>> BEGIN

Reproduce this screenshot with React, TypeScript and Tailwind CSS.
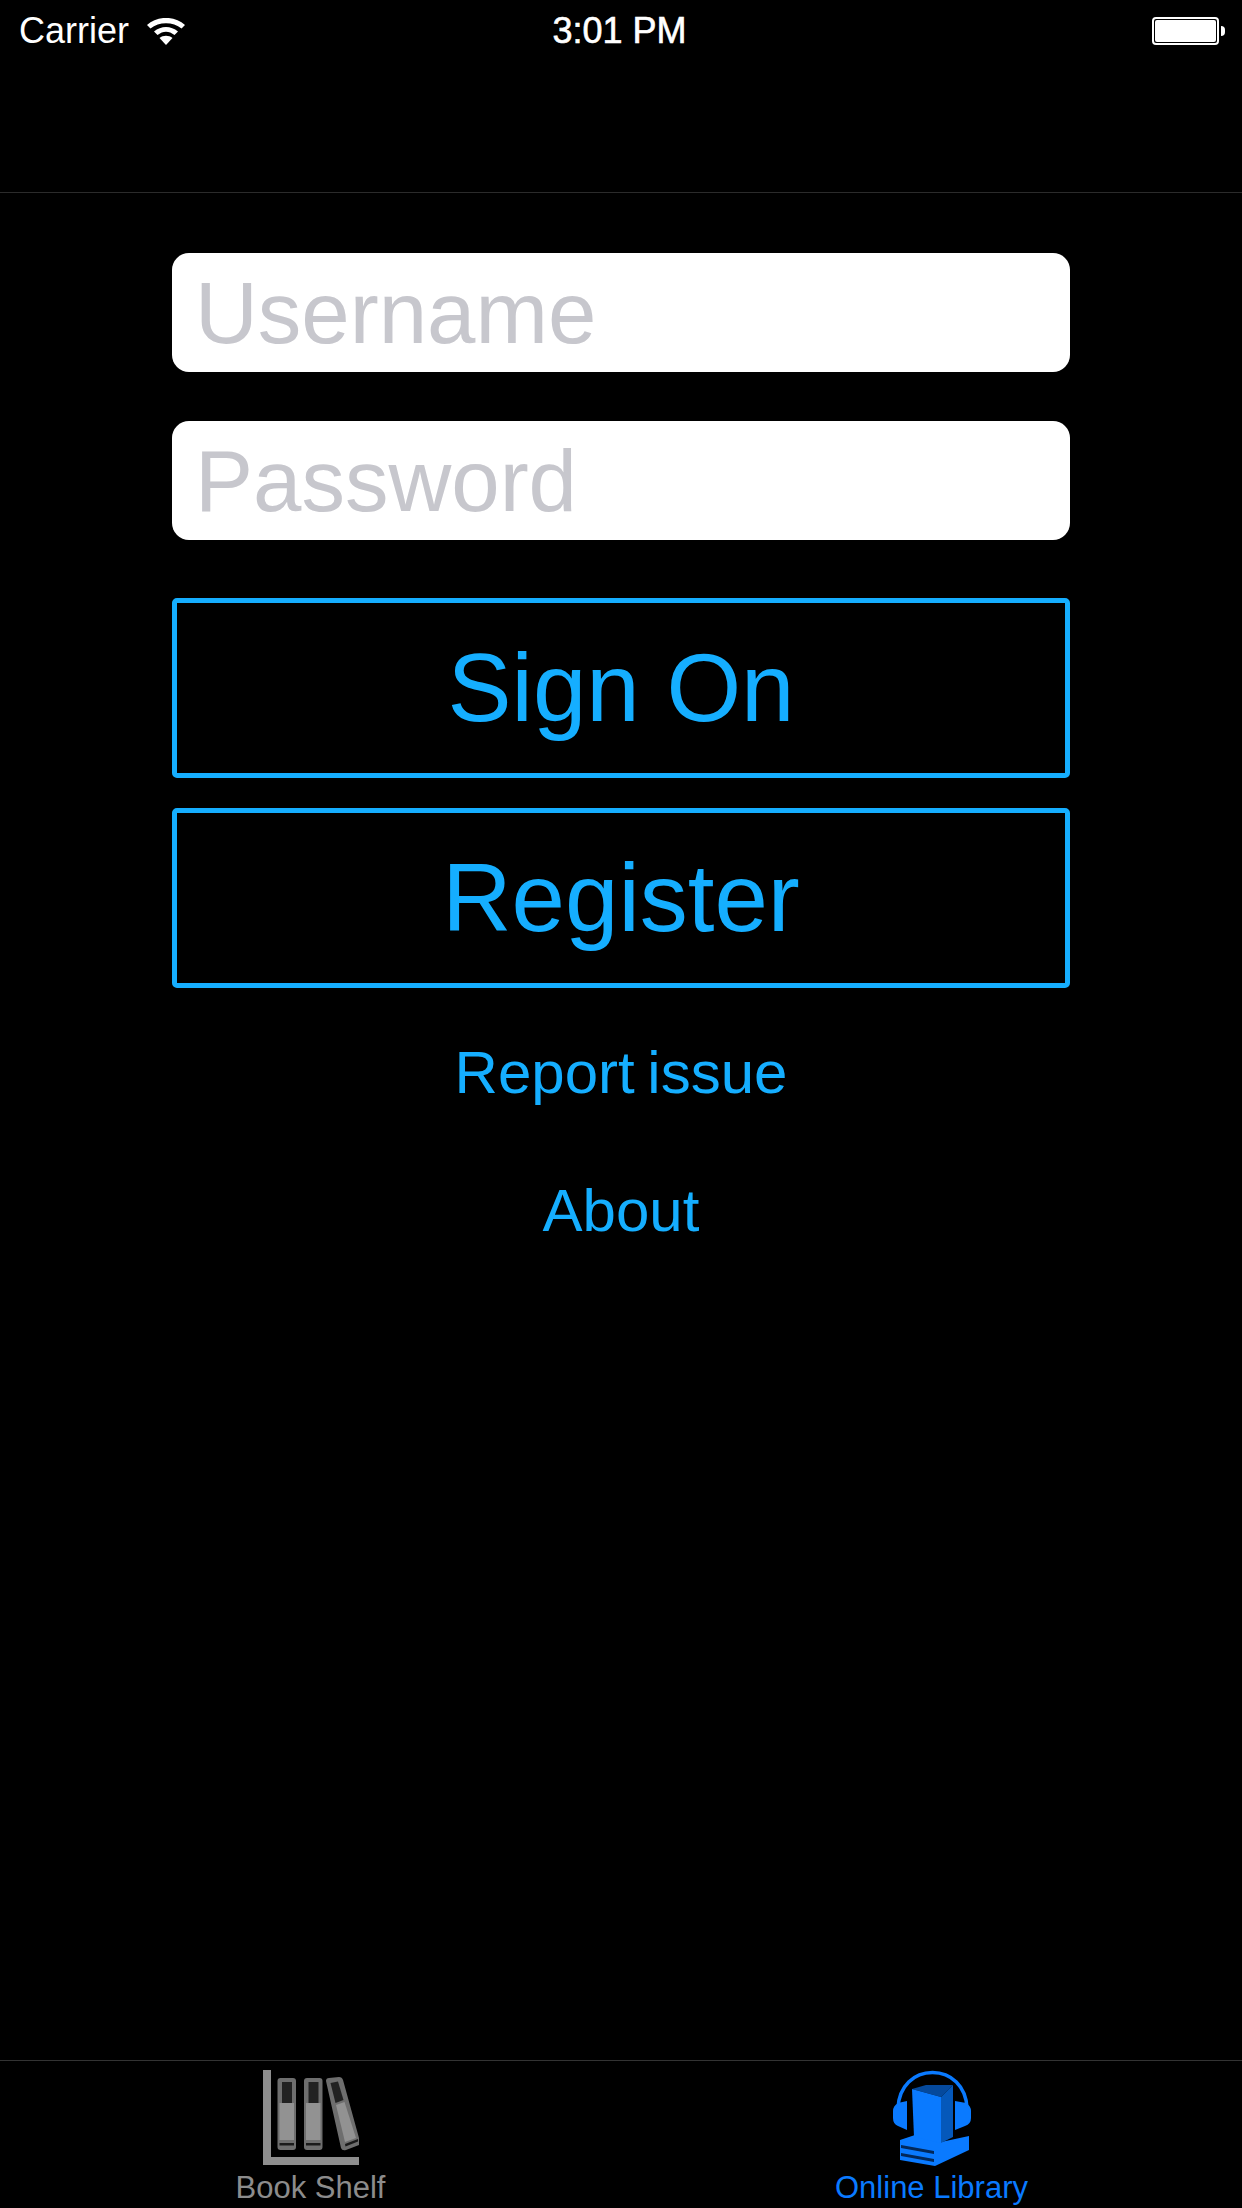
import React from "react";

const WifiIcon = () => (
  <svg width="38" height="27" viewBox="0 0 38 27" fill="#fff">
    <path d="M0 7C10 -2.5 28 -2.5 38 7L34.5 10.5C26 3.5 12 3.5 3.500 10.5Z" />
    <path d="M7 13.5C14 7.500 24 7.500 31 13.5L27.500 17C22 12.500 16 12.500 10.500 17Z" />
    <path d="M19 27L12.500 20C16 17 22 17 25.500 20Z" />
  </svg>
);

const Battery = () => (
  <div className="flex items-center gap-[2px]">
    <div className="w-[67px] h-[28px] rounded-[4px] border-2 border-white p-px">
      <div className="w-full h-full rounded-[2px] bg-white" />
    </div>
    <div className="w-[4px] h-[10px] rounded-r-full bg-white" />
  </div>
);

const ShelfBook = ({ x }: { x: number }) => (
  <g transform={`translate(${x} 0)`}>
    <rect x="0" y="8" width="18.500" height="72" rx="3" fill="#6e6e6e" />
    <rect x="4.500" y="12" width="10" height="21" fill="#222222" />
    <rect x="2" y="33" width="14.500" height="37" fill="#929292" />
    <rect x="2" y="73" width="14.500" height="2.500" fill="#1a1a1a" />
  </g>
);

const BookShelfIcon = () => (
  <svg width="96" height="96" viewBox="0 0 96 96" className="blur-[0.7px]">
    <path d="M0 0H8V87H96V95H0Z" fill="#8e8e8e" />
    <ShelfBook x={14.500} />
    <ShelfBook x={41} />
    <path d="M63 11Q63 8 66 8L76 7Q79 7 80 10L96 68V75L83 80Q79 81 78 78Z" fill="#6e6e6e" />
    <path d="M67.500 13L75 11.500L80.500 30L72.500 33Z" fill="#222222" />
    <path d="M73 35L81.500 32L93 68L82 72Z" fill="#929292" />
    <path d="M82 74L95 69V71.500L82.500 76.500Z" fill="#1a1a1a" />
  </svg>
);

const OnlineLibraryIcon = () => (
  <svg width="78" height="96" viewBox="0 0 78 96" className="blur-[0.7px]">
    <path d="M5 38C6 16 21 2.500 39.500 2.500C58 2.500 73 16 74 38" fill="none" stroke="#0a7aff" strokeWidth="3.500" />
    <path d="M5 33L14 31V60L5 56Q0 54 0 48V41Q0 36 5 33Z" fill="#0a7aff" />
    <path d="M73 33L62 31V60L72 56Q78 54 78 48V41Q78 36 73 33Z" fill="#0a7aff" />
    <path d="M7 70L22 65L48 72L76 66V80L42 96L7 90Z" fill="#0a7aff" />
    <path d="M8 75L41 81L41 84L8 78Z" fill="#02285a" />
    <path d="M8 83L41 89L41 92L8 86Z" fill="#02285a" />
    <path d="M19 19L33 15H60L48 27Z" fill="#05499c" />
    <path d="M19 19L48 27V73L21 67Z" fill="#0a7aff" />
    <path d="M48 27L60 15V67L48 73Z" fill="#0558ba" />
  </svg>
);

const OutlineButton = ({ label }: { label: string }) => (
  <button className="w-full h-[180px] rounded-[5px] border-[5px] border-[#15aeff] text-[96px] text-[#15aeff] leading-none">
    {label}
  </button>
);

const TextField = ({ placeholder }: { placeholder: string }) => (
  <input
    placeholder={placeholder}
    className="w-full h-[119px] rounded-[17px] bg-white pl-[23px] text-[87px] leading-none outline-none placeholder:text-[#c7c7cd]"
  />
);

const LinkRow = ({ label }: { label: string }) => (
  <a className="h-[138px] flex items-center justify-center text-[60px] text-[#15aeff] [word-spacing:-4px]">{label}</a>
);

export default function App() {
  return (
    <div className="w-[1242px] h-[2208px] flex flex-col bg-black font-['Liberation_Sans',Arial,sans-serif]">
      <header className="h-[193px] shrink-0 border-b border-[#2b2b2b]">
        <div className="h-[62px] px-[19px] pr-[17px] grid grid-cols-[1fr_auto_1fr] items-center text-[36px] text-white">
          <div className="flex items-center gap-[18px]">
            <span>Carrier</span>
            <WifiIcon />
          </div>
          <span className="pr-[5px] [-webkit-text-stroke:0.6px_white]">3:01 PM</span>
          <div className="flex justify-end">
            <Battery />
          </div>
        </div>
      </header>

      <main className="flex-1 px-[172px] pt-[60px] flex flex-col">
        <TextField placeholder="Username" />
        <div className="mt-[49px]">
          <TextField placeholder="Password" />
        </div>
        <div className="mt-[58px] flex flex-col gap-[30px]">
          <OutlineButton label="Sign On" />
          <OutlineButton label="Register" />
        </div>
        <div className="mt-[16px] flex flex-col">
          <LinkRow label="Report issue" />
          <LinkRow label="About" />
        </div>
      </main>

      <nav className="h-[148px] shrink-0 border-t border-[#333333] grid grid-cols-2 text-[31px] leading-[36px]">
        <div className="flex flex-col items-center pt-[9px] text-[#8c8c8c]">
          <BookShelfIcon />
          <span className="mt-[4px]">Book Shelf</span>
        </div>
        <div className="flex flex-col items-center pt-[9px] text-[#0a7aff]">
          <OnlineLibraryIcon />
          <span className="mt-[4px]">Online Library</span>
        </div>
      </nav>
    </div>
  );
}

>> END

The material above must be printed exactly, with its pictures left out.

-- Result of the exercise --
Reproduce this screenshot with React, TypeScript and Tailwind CSS.
import React from "react";

const WifiIcon = () => (
  <svg width="38" height="27" viewBox="0 0 38 27" fill="#fff">
    <path d="M0 7C10 -2.5 28 -2.5 38 7L34.5 10.5C26 3.5 12 3.5 3.500 10.5Z" />
    <path d="M7 13.5C14 7.500 24 7.500 31 13.5L27.500 17C22 12.500 16 12.500 10.500 17Z" />
    <path d="M19 27L12.500 20C16 17 22 17 25.500 20Z" />
  </svg>
);

const Battery = () => (
  <div className="flex items-center gap-[2px]">
    <div className="w-[67px] h-[28px] rounded-[4px] border-2 border-white p-px">
      <div className="w-full h-full rounded-[2px] bg-white" />
    </div>
    <div className="w-[4px] h-[10px] rounded-r-full bg-white" />
  </div>
);

const ShelfBook = ({ x }: { x: number }) => (
  <g transform={`translate(${x} 0)`}>
    <rect x="0" y="8" width="18.500" height="72" rx="3" fill="#6e6e6e" />
    <rect x="4.500" y="12" width="10" height="21" fill="#222222" />
    <rect x="2" y="33" width="14.500" height="37" fill="#929292" />
    <rect x="2" y="73" width="14.500" height="2.500" fill="#1a1a1a" />
  </g>
);

const BookShelfIcon = () => (
  <svg width="96" height="96" viewBox="0 0 96 96" className="blur-[0.7px]">
    <path d="M0 0H8V87H96V95H0Z" fill="#8e8e8e" />
    <ShelfBook x={14.500} />
    <ShelfBook x={41} />
    <path d="M63 11Q63 8 66 8L76 7Q79 7 80 10L96 68V75L83 80Q79 81 78 78Z" fill="#6e6e6e" />
    <path d="M67.500 13L75 11.500L80.500 30L72.500 33Z" fill="#222222" />
    <path d="M73 35L81.500 32L93 68L82 72Z" fill="#929292" />
    <path d="M82 74L95 69V71.500L82.500 76.500Z" fill="#1a1a1a" />
  </svg>
);

const OnlineLibraryIcon = () => (
  <svg width="78" height="96" viewBox="0 0 78 96" className="blur-[0.7px]">
    <path d="M5 38C6 16 21 2.500 39.500 2.500C58 2.500 73 16 74 38" fill="none" stroke="#0a7aff" strokeWidth="3.500" />
    <path d="M5 33L14 31V60L5 56Q0 54 0 48V41Q0 36 5 33Z" fill="#0a7aff" />
    <path d="M73 33L62 31V60L72 56Q78 54 78 48V41Q78 36 73 33Z" fill="#0a7aff" />
    <path d="M7 70L22 65L48 72L76 66V80L42 96L7 90Z" fill="#0a7aff" />
    <path d="M8 75L41 81L41 84L8 78Z" fill="#02285a" />
    <path d="M8 83L41 89L41 92L8 86Z" fill="#02285a" />
    <path d="M19 19L33 15H60L48 27Z" fill="#05499c" />
    <path d="M19 19L48 27V73L21 67Z" fill="#0a7aff" />
    <path d="M48 27L60 15V67L48 73Z" fill="#0558ba" />
  </svg>
);

const OutlineButton = ({ label }: { label: string }) => (
  <button className="w-full h-[180px] rounded-[5px] border-[5px] border-[#15aeff] text-[96px] text-[#15aeff] leading-none">
    {label}
  </button>
);

const TextField = ({ placeholder }: { placeholder: string }) => (
  <input
    placeholder={placeholder}
    className="w-full h-[119px] rounded-[17px] bg-white pl-[23px] text-[87px] leading-none outline-none placeholder:text-[#c7c7cd]"
  />
);

const LinkRow = ({ label }: { label: string }) => (
  <a className="h-[138px] flex items-center justify-center text-[60px] text-[#15aeff] [word-spacing:-4px]">{label}</a>
);

export default function App() {
  return (
    <div className="w-[1242px] h-[2208px] flex flex-col bg-black font-['Liberation_Sans',Arial,sans-serif]">
      <header className="h-[193px] shrink-0 border-b border-[#2b2b2b]">
        <div className="h-[62px] px-[19px] pr-[17px] grid grid-cols-[1fr_auto_1fr] items-center text-[36px] text-white">
          <div className="flex items-center gap-[18px]">
            <span>Carrier</span>
            <WifiIcon />
          </div>
          <span className="pr-[5px] [-webkit-text-stroke:0.6px_white]">3:01 PM</span>
          <div className="flex justify-end">
            <Battery />
          </div>
        </div>
      </header>

      <main className="flex-1 px-[172px] pt-[60px] flex flex-col">
        <TextField placeholder="Username" />
        <div className="mt-[49px]">
          <TextField placeholder="Password" />
        </div>
        <div className="mt-[58px] flex flex-col gap-[30px]">
          <OutlineButton label="Sign On" />
          <OutlineButton label="Register" />
        </div>
        <div className="mt-[16px] flex flex-col">
          <LinkRow label="Report issue" />
          <LinkRow label="About" />
        </div>
      </main>

      <nav className="h-[148px] shrink-0 border-t border-[#333333] grid grid-cols-2 text-[31px] leading-[36px]">
        <div className="flex flex-col items-center pt-[9px] text-[#8c8c8c]">
          <BookShelfIcon />
          <span className="mt-[4px]">Book Shelf</span>
        </div>
        <div className="flex flex-col items-center pt-[9px] text-[#0a7aff]">
          <OnlineLibraryIcon />
          <span className="mt-[4px]">Online Library</span>
        </div>
      </nav>
    </div>
  );
}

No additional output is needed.